◆ **Dataset section**
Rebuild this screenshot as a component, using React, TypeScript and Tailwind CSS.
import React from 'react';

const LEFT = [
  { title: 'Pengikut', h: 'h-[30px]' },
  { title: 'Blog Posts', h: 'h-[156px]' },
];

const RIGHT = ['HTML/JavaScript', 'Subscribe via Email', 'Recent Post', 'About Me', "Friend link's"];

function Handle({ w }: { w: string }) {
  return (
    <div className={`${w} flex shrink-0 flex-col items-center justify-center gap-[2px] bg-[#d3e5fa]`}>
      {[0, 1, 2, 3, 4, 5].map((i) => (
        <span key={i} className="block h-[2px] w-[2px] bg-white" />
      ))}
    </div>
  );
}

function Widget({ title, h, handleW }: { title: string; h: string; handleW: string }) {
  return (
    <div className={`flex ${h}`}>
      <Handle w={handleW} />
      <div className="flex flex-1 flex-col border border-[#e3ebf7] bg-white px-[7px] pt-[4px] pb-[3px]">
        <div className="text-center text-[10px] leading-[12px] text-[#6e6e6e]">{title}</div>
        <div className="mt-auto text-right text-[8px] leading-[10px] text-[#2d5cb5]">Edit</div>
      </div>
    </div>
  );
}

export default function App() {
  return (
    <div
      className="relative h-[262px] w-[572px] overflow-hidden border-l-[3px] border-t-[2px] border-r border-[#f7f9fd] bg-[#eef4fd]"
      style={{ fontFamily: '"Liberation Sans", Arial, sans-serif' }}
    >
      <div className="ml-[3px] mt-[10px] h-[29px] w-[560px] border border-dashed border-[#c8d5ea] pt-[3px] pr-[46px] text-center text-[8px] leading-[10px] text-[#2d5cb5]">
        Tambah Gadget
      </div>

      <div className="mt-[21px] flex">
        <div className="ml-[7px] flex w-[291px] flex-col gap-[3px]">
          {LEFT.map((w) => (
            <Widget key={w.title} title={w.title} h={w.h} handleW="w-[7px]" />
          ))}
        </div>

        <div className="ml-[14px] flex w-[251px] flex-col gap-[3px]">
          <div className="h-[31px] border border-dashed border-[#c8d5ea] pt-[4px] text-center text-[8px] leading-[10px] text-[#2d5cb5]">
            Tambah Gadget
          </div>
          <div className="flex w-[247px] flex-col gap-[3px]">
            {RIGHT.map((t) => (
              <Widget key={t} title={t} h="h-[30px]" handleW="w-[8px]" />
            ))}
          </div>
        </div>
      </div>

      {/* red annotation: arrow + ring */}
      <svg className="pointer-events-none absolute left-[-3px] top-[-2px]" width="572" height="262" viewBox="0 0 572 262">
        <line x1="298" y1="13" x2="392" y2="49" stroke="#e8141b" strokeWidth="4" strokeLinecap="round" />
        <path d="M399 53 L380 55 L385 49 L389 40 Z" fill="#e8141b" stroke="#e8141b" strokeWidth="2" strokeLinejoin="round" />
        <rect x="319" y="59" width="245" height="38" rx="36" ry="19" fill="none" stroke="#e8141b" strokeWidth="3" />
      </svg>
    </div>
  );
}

◆ **Exercise aim**
Go through the data and gather every line that holds "React".

◆ **Result below**
Rebuild this screenshot as a component, using React, TypeScript and Tailwind CSS.
import React from 'react';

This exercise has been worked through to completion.